A British man with a fascination for “crinkle crankle” walls shares his curious photos of this old architectural quirk.
Ed Broom, born and bred in Ipswich, Suffolk, works in the IT sector and started on a quest to discover the whereabouts of curved, wavy walls after learning there are more than 50 in his home county.
“I wondered where they were, but Google couldn’t tell me,“ Broom told The Epoch Times. ”My daughter drew up an initial list, and we—mostly me, my mum, and a child or two—went to see the first half-dozen walls. I then appealed on local radio for help, my to-do list grew and grew, and I found myself on a quest.
“If you’re on a Suffolk back road and see a couple of oddballs pointing their phones at a wavy wall, that'll be my mother and me.”
Broom describes Suffolk as “crinkle crankle central,” and the area is peppered with fine examples, including a grand wall at stately Heveningham Hall, a wavy wall stretching over a mile long in the village of Easton, and many others.
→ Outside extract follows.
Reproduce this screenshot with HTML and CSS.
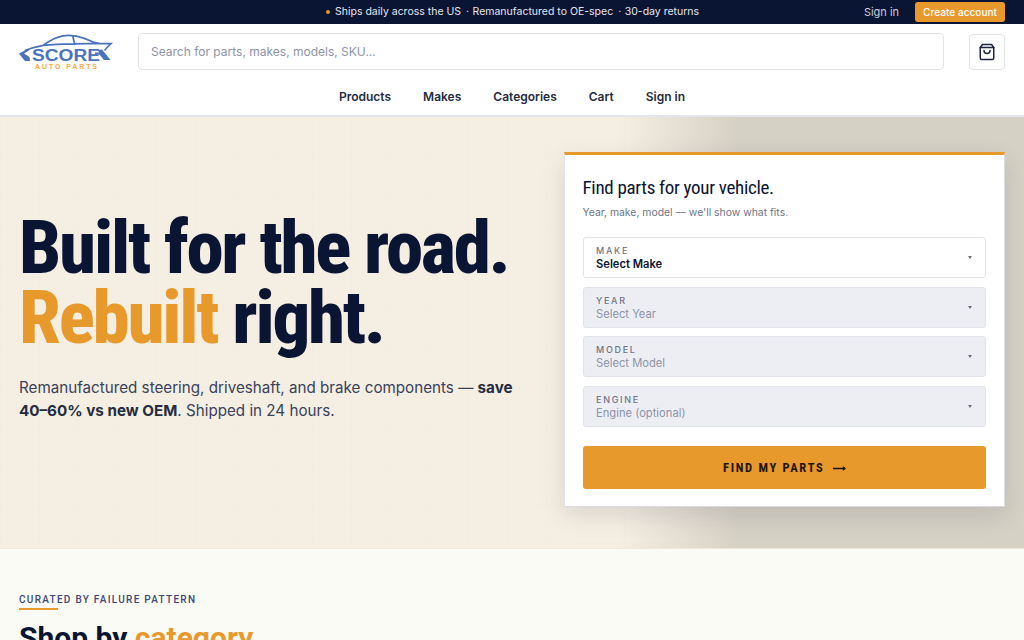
FILE: index.html
```html
<!DOCTYPE html>
<html lang="en">
<head>
<meta charset="utf-8">
<title>Score Auto Parts</title>
<link rel="stylesheet" href="styles.css">
</head>
<body>
<div class="topbar">
  <div class="topbar-msg"><span class="dot"></span>Ships daily across the US<span class="sep">·</span>Remanufactured to OE-spec<span class="sep">·</span>30-day returns</div>
  <div class="topbar-actions"><a class="top-signin">Sign in</a><a class="top-create">Create account</a></div>
</div>
<header class="header">
  <div class="header-row">
    <a class="logo">
      <svg class="logo-svg" width="94" height="36" viewBox="0 0 94 36">
        <path class="car-line" d="M6 16.5 C12 14 18 12.5 24.3 11.3 C30 7 37 3 44 1.8 C51 .7 59 2 66 4.6 L74 8 L81 9.7 L92 9.7 L88 13.5 L85.5 16.5 M24.3 11.3 C42 9.6 62 9.4 81 9.7 M53.7 2.2 L56 11"/>
        <path class="car" d="M0 19.7 L8.5 14.8 L10 16.5 L5 19.5 L10.5 23 L11 27 L6 27 Z M79 16 L83 15.5 L91.5 26 L85 26 L80.5 20.5 L76 20.5 L76 18.5 L80 18.5 Z"/>
        <text class="logo-score" x="13" y="27" textLength="68" lengthAdjust="spacingAndGlyphs">SCORE</text>
        <text class="logo-auto" x="16" y="35" textLength="62">AUTO PARTS</text>
      </svg>
    </a>
    <div class="search">Search for parts, makes, models, SKU...</div>
    <button class="cart-btn" aria-label="Cart">
      <svg width="18" height="18" viewBox="0 0 24 24" fill="none" stroke="#1d2540" stroke-width="2" stroke-linecap="round" stroke-linejoin="round"><path d="M6 2 3 6v14a2 2 0 0 0 2 2h14a2 2 0 0 0 2-2V6l-3-4Z"/><path d="M3 6h18"/><path d="M16 10a4 4 0 0 1-8 0"/></svg>
    </button>
  </div>
  <nav class="nav"><a>Products</a><a>Makes</a><a>Categories</a><a>Cart</a><a>Sign in</a></nav>
</header>
<main>
  <section class="hero">
    <div class="hero-copy">
      <h1>Built for the road.<br><span class="accent">Rebuilt</span> right.</h1>
      <p>Remanufactured steering, driveshaft, and brake components — <b>save 40–60% vs new OEM</b>. Shipped in 24 hours.</p>
    </div>
    <form class="finder">
      <h2>Find parts for your vehicle.</h2>
      <p class="finder-sub">Year, make, model — we'll show what fits.</p>
      <div class="fields">
        <div class="field active"><div><label>MAKE</label><span class="val">Select Make</span></div><i class="caret"></i></div>
        <div class="field"><div><label>YEAR</label><span class="val">Select Year</span></div><i class="caret"></i></div>
        <div class="field"><div><label>MODEL</label><span class="val">Select Model</span></div><i class="caret"></i></div>
        <div class="field"><div><label>ENGINE</label><span class="val">Engine (optional)</span></div><i class="caret"></i></div>
      </div>
      <button type="button" class="find-btn">FIND MY PARTS<svg class="arrow" width="13" height="7" viewBox="0 0 13 7" fill="none" stroke="#1f1404" stroke-width="1.3"><path d="M0 3.5H12M10 1.7 12 3.5 10 5.3"/></svg></button>
    </form>
  </section>
  <section class="cats">
    <div class="cats-head">
      <div>
        <div class="eyebrow">CURATED BY FAILURE PATTERN</div>
        <h2>Shop by <span class="accent">category</span></h2>
      </div>
      <a class="view-all">VIEW ALL CATEGORIES</a>
    </div>
  </section>
</main>
</body>
</html>
```
FILE: styles.css
```css
* { box-sizing: border-box; }
html, body { margin: 0; padding: 0; }
body { font-family: Inter, "Liberation Sans", sans-serif; color: #0a1433; background: #fbfbf6; overflow: hidden; height: 640px; }
a { text-decoration: none; color: inherit; }

.topbar { height: 24px; background: #0a1433; position: relative; display: flex; align-items: center; justify-content: flex-end; padding: 0 19px; }
.topbar-msg { position: absolute; left: 326px; top: 0; line-height: 24px; font-size: 10.5px; color: #e4e6ee; white-space: nowrap; }
.dot { display: inline-block; width: 4px; height: 4px; border-radius: 50%; background: #e8992c; margin-right: 5px; vertical-align: 1px; }
.sep { margin: 0 3.5px 0 5px; }
.topbar-actions { display: flex; align-items: center; gap: 16px; }
.top-signin { font-size: 11px; color: #c9cddb; }
.top-create { background: #e8992c; color: #fff; font-size: 10.1px; font-weight: 500; height: 20px; line-height: 20px; padding: 0 8px; border-radius: 3px; }

.header { background: #fff; height: 93px; border-bottom: 2px solid #e3e5ee; }
.header-row { display: flex; align-items: center; padding: 0 19px; height: 55px; }
.logo { width: 119px; flex: none; display: flex; }
.logo-svg { display: block; overflow: visible; }
.car { fill: #4a72bd; }
.car-line { fill: none; stroke: #4a72bd; stroke-width: 1.7; }
.logo-score { font-family: "Liberation Sans", sans-serif; font-size: 16px; font-weight: 700; fill: #4a72bd; }
.logo-auto { font-family: "Liberation Sans", sans-serif; font-size: 7px; font-weight: 700; fill: #f5ab3e; }
.search { flex: 1; height: 37px; border: 1px solid #e1e3ec; border-radius: 4px; padding: 0 12px; line-height: 35px; font-size: 12px; color: #8d93a8; }
.cart-btn { width: 36px; height: 36px; margin-left: 25px; border: 1px solid #e1e3ec; border-radius: 4px; background: #fff; display: flex; align-items: center; justify-content: center; padding: 0; }
.nav { display: flex; justify-content: center; gap: 32px; font-size: 12px; font-weight: 600; color: #252c42; line-height: 20px; padding-top: 8px; }

.hero { height: 432px; padding: 35px 19px 0; display: flex; justify-content: space-between; background-color: #f5efe3; background-image: linear-gradient(90deg, rgba(214,209,197,0) 60.5%, #d6d1c5 72%), linear-gradient(rgba(10,20,51,.006) 1px, transparent 1px), linear-gradient(90deg, rgba(10,20,51,.006) 1px, transparent 1px); background-size: auto, 39px 39px, 39px 39px; background-position: 0 0, 0 36px, 0 0; border-bottom: 1px solid #f0e8d9; }
.hero-copy { width: 510px; padding-top: 60px; }
.hero h1 { margin: 0; font-family: Roboto, sans-serif; font-stretch: 75%; font-weight: 800; font-size: 75px; line-height: 70px; letter-spacing: -2.25px; color: #0a1433; white-space: nowrap; }
.accent { color: #e8992c; }
.hero-copy p { margin: 24px 0 0; font-size: 15.2px; line-height: 23px; color: #3a415a; }
.hero-copy b { font-weight: 700; color: #252c42; }

.finder { width: 441px; height: 355px; background: #fff; border-top: 3px solid #e8992c; border-left: 1px solid #e3e5ee; border-right: 1px solid #d9dbe4; border-bottom: 1px solid #d9dbe4; padding: 20px 18px 0 17.5px; box-shadow: 0 8px 24px rgba(10,20,51,.12); }
.finder h2 { margin: 0; font-family: Roboto, sans-serif; font-stretch: 75%; font-weight: 400; font-size: 19px; line-height: 26px; letter-spacing: -.3px; color: #0a1433; }
.finder-sub { margin: 4px 0 0; font-size: 10.4px; line-height: 16px; color: #6d7389; }
.fields { margin-top: 16px; display: flex; flex-direction: column; gap: 8.5px; }
.field { height: 41px; border: 1px solid #e1e3ec; border-radius: 3px; background: #edeef4; padding: 6px 13px 0 12.5px; display: flex; justify-content: space-between; }
.field.active { background: #fff; }
.field label { display: block; font-size: 9px; line-height: 13px; font-weight: 500; letter-spacing: 1.7px; color: #6d7389; }
.val { display: block; font-size: 11.2px; line-height: 15px; color: #8d93a8; }
.active .val { font-weight: 600; color: #0a1433; }
.caret { width: 0; height: 0; margin-top: 12px; border-left: 2px solid transparent; border-right: 2px solid transparent; border-top: 3px solid #666c84; }
.find-btn { margin-top: 19px; width: 100%; height: 43px; border: 0; border-radius: 3px; background: #e8992c; color: #1f1404; font-family: Roboto, sans-serif; font-stretch: 87%; font-weight: 700; font-size: 12.5px; letter-spacing: 1.7px; display: flex; align-items: center; justify-content: center; gap: 8px; }
.arrow { margin-top: 2px; }

.cats { padding: 38px 19px 0; }
.cats-head { display: flex; justify-content: space-between; align-items: flex-end; }
.eyebrow { display: inline-block; font-family: Roboto, sans-serif; font-size: 10px; line-height: 13px; font-weight: 500; letter-spacing: 1.28px; color: #3c4873; }
.eyebrow::after { content: ""; display: block; width: 39px; height: 2px; margin-top: 2px; background: #e8992c; }
.cats h2 { margin: 10px 0 0; font-family: Roboto, sans-serif; font-weight: 700; font-size: 30px; line-height: 36px; color: #0a1433; }
.view-all { font-size: 10px; font-weight: 600; letter-spacing: .8px; color: #252c42; margin: 0 15px 0 0; }
```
Serpentine walling was a technique adopted by Egyptian kings around 4,000 years ago, according to the Journal of the American Research Center in Egypt. The unique building method was introduced to England around the 17th century. These snake-shaped walls are also found in the garden of Zuylen Castle in the Netherlands and the serpentine façade of San Carlo alle Quattro Fontane church in Rome, Italy. The United States has its own crinkle crankle walls, one of which was commissioned by Thomas Jefferson at the University of Virginia.
While some crinkle crackle walls were created purely for aesthetics, their original purpose was to retain the heat from the sun in their undulating pattern to help trees grow in cold climates and for their added strength to withstand pressure from the wind.
“Crinkle crankle walls resist horizontal forces, like wind, more than straight walls would. So if the alternative to a crinkle crankle wall one-brick thick is a straight wall two or more bricks thick, the former saves material.”
Broom has fallen in love with these less common walls that, he says, are few and far between. Many have “understandably disappeared over time.” Broom is on a mission to preserve the crinkle crankle legacy by compiling a book about them, which sees him doing everything from “poring over antique maps to scanning old Suffolk journals to Googling details of 19th-century rural vicars.”
“Those original crinkle-crankle walls are unique,” he said. “Each one tells its own story, whether it’s lovingly preserved in the back garden of a stately home or partially collapsed behind a graveyard.